GIVEN MATERIAL:
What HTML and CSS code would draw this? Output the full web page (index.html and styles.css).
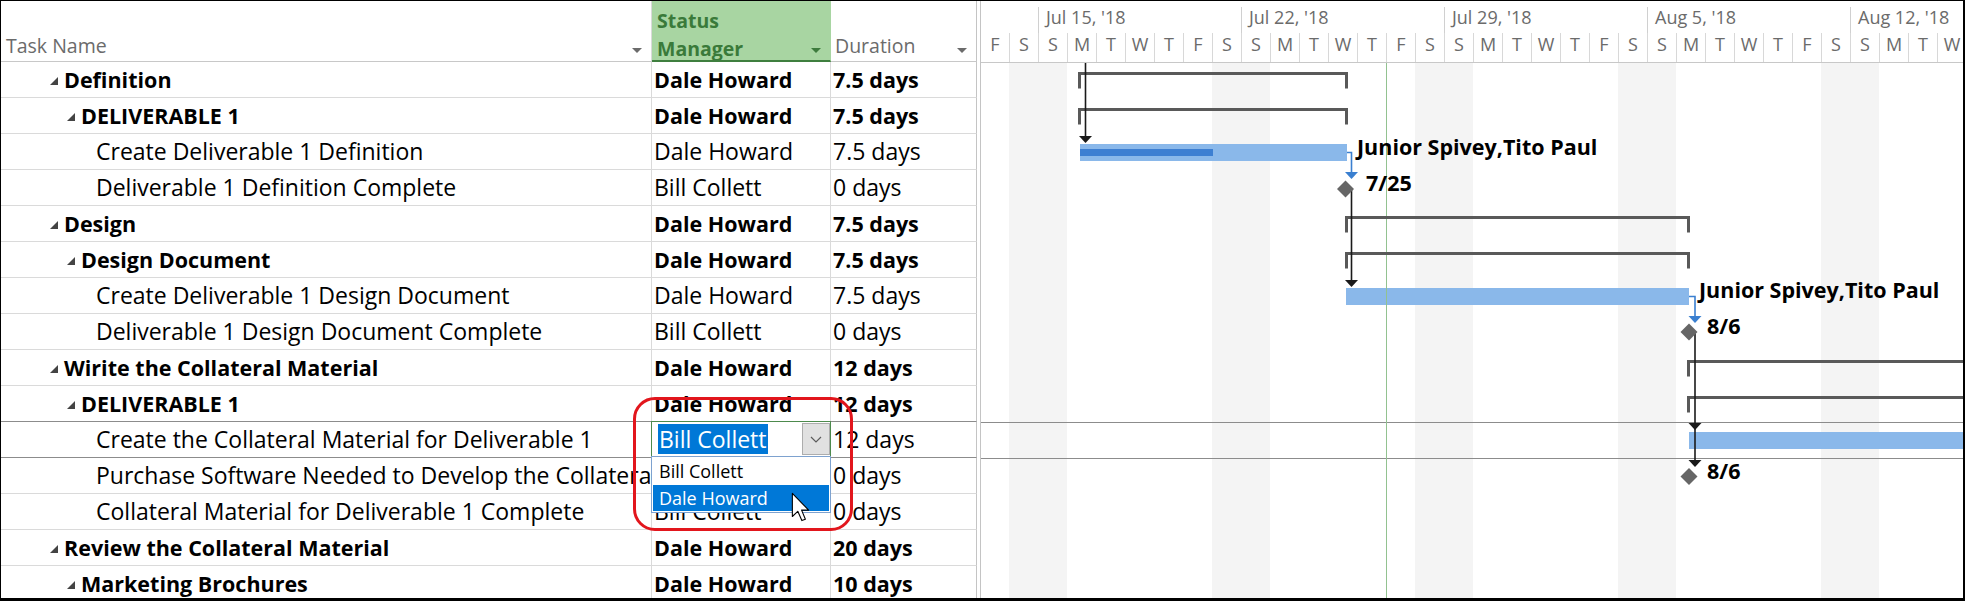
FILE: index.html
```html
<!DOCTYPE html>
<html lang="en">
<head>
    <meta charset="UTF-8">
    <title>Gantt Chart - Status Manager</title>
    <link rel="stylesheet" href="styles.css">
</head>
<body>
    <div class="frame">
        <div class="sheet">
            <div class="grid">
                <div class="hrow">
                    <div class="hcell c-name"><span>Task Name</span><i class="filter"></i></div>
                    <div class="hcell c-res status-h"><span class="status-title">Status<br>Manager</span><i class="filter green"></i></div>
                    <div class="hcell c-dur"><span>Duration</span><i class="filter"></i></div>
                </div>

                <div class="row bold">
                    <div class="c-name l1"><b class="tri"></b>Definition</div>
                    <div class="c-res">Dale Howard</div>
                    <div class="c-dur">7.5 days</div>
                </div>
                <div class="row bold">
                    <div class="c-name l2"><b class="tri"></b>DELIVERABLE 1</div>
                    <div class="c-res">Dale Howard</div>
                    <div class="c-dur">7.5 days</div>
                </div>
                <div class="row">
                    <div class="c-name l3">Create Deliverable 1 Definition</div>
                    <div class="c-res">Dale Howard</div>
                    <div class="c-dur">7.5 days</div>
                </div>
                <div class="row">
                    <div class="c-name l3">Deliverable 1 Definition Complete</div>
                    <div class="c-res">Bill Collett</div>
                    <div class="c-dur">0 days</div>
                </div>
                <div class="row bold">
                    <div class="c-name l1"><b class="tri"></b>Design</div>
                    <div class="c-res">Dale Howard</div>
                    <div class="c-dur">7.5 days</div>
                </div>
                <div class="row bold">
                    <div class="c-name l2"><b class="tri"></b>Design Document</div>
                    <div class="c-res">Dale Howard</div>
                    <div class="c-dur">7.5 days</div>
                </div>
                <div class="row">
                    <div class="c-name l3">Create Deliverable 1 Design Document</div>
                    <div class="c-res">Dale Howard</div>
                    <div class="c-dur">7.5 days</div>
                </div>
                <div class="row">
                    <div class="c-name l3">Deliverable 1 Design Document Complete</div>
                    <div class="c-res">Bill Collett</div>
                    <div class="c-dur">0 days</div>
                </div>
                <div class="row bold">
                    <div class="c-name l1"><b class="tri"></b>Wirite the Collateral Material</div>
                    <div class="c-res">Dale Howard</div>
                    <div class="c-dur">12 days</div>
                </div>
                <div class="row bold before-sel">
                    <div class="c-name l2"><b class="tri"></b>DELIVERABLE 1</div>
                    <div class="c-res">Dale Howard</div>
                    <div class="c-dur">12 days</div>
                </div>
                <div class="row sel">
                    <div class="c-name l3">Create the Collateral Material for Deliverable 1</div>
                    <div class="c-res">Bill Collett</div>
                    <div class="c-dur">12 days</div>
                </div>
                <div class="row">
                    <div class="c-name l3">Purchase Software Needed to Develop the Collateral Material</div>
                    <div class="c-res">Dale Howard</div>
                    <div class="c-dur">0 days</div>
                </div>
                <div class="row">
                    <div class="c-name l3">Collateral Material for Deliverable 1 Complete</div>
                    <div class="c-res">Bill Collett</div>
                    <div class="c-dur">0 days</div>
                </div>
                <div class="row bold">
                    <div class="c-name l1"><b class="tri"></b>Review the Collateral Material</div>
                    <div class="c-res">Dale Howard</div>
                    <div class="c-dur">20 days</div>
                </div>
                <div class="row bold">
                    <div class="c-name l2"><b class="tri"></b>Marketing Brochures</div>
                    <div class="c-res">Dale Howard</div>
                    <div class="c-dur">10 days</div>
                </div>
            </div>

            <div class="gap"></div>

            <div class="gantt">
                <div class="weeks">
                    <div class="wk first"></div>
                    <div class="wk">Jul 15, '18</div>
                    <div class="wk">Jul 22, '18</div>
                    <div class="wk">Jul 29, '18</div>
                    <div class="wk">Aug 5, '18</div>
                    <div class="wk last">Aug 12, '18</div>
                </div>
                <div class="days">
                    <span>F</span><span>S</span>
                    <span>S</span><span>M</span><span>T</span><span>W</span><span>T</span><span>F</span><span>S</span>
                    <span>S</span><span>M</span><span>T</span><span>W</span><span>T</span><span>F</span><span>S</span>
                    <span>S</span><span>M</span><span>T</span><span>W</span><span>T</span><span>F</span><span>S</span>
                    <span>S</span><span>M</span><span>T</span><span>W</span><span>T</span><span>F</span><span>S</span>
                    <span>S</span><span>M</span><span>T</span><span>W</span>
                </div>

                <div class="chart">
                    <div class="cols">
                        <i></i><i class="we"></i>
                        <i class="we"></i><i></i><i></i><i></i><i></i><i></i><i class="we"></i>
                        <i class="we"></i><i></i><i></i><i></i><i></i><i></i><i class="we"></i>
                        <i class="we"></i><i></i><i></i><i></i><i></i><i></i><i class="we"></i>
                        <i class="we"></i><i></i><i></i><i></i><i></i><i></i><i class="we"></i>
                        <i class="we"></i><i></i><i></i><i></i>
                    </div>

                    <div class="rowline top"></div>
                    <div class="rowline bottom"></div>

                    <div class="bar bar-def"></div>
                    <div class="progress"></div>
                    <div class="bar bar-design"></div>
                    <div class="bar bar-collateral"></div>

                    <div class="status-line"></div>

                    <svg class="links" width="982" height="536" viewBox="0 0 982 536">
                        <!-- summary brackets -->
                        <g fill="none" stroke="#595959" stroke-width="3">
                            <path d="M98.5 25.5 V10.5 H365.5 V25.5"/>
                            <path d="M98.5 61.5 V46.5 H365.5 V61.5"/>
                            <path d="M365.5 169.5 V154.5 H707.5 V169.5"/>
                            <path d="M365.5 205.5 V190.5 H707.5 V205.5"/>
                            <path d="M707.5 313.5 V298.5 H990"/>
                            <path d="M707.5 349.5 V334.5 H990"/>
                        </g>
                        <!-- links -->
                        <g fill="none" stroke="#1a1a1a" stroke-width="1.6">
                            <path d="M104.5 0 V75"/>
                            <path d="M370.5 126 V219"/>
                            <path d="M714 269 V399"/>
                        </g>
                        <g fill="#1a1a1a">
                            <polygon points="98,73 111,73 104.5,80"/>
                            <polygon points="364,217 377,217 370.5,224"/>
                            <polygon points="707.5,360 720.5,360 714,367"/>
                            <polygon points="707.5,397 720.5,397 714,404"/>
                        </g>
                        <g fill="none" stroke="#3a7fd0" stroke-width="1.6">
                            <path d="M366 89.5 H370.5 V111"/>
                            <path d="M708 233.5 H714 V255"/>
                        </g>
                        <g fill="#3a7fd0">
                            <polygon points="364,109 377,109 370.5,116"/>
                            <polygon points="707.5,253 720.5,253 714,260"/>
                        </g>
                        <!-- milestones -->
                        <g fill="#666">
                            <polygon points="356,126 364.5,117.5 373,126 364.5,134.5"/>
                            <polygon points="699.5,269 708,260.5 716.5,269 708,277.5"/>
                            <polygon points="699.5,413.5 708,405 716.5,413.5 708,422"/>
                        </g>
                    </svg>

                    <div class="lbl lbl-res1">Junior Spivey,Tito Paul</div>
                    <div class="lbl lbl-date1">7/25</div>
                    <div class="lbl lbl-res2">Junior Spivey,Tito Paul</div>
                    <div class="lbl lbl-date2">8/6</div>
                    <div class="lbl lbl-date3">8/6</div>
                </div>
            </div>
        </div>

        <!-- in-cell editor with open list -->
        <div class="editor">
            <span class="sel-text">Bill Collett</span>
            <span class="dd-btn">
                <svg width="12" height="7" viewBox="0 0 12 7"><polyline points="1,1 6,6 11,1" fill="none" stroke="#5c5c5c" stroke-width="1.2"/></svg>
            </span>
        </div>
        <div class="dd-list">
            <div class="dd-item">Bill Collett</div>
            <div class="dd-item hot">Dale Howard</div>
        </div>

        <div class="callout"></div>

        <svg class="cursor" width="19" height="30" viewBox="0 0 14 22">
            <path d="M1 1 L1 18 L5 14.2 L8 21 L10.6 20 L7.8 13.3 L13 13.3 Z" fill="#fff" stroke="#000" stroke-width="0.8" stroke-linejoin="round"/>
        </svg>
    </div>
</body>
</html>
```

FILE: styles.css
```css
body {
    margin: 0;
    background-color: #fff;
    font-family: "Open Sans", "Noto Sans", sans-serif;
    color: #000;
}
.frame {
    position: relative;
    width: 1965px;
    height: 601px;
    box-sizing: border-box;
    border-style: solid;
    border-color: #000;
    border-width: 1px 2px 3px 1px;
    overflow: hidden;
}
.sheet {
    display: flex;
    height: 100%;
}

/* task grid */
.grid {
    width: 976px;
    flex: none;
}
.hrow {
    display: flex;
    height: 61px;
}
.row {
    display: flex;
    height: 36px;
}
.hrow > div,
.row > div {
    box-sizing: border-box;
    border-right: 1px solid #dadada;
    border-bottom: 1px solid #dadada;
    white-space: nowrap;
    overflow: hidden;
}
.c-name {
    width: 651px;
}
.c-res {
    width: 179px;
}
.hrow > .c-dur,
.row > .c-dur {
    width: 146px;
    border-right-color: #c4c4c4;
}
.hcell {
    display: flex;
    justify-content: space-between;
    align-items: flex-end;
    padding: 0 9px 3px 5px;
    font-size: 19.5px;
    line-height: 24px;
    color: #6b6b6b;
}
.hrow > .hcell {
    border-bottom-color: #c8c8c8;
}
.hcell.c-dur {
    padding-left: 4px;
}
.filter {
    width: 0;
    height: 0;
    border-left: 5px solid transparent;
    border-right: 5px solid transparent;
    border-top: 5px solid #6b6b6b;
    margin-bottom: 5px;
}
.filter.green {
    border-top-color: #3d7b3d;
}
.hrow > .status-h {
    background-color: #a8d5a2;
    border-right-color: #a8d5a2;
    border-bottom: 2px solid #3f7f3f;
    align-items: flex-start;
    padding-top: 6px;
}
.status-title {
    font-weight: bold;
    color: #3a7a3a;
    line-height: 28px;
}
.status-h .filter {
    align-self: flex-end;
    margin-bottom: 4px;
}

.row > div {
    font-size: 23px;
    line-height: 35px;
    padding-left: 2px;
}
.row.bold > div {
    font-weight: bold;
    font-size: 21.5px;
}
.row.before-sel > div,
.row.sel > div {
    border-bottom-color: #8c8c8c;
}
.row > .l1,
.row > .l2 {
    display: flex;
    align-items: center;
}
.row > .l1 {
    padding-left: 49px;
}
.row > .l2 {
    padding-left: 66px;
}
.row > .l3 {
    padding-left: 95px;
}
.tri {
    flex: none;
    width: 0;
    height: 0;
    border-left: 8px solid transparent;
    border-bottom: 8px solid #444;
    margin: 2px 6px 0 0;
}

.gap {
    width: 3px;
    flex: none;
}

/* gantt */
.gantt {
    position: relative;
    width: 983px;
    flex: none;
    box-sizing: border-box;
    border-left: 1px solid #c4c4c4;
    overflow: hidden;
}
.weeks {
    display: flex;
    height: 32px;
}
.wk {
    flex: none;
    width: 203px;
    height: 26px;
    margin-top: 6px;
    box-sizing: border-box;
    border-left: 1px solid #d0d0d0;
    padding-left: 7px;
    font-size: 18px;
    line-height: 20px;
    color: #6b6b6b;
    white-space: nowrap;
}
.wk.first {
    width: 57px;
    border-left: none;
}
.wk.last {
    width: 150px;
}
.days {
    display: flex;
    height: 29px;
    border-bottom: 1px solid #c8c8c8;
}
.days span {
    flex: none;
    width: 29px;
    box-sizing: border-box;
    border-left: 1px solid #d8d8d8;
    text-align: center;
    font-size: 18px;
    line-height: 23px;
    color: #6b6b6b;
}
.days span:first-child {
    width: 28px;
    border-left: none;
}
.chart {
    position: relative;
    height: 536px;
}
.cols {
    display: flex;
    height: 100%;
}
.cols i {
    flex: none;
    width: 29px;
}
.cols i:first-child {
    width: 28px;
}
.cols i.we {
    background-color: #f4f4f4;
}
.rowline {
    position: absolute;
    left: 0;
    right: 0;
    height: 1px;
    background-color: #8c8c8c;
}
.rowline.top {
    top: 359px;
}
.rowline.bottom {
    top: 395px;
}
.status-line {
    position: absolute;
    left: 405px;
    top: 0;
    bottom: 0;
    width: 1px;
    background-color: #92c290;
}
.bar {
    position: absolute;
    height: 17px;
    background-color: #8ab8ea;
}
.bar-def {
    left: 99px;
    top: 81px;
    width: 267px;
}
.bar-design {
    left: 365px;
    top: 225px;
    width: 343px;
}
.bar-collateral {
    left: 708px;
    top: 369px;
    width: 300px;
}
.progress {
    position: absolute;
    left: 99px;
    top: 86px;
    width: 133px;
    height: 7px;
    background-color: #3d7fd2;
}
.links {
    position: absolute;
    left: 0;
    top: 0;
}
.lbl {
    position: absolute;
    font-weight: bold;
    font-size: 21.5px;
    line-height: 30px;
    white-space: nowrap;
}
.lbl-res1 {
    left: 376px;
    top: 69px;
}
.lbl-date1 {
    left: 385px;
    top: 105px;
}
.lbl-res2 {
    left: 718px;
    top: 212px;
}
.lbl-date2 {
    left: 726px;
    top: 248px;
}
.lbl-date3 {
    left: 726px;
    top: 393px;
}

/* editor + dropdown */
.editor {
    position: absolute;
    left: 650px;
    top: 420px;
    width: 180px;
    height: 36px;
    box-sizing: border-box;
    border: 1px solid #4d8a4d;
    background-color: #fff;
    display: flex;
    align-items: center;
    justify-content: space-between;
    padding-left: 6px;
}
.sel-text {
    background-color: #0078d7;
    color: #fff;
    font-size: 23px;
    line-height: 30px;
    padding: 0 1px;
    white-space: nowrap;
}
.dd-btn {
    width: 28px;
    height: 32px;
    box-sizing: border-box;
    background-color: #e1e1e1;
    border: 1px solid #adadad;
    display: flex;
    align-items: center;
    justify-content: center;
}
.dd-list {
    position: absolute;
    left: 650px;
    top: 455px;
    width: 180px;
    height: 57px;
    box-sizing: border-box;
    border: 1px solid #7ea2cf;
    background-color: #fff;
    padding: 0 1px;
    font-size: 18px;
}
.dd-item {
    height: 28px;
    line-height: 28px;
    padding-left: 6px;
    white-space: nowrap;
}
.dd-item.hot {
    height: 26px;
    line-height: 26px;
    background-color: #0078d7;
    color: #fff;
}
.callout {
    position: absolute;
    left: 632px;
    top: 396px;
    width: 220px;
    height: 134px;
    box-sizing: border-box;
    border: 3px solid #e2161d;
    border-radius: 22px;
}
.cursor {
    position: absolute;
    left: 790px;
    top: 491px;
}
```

REQUIREMENTS: Which lines include the word "styles"? List them all.

SOLVED PROBLEM:
What HTML and CSS code would draw this? Output the full web page (index.html and styles.css).
    <link rel="stylesheet" href="styles.css">
FILE: styles.css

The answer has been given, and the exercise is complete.